Réfléchissons toutefois un instant à ce dont on parle ici : 21 % des employés dont il est question sont protégés par la loi canadienne sur les langues officielles. Québec exigera-t-il que ces gens-là soient plutôt placés sous le chapeau de la loi 101 ? Si c’est le cas, qu’arriverait-il aux employés francophones travaillant hors du Québec (pensons à ceux d’Air Canada, de VIA Rail, de la Société canadienne des postes) ? En vertu de quelle logique les autres provinces accepteraient-elles que la Loi sur les langues officielles s’applique chez elles, alors qu’elle n’aurait plus prise au Québec ?

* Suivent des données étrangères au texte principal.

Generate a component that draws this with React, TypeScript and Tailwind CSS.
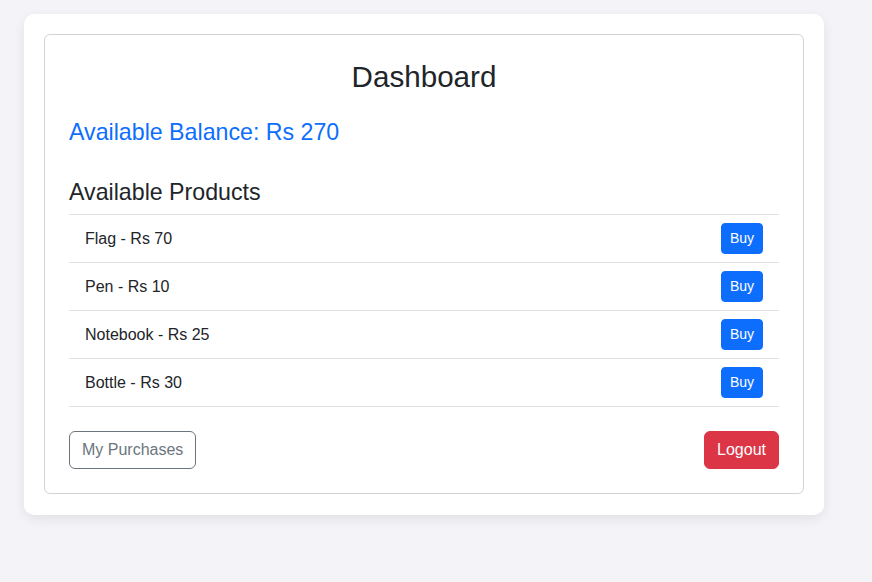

Sans doute le gouvernement Legault envisage-t-il plutôt d’imposer la loi 101 aux seules entreprises fédérales qui ne sont pas déjà soumises à la Loi sur les langues officielles ou qui ne se sont pas pliées volontairement aux exigences de la Charte de la langue française. Or, tel que déjà souligné, ces entreprises emploient seulement 1,8 % des travailleurs de la province.

La fragilité du français comme langue de travail dans la région de Montréal est un problème réel et préoccupant, mais également complexe. Il tient notamment au fait que de nombreuses entreprises québécoises, qu’elles soient de juridiction fédérale ou provinciale, ont de nombreux échanges interprovinciaux et internationaux, échanges où l’anglais est de mise. Comment accommoder ces échanges, les encourager même, tout en garantissant le droit des travailleurs québécois d’employer leur propre langue au travail ? Pas facile. Chose certaine, la solution ne se trouve pas dans un conflit inutile, néfaste et coûteux avec le gouvernement du Canada.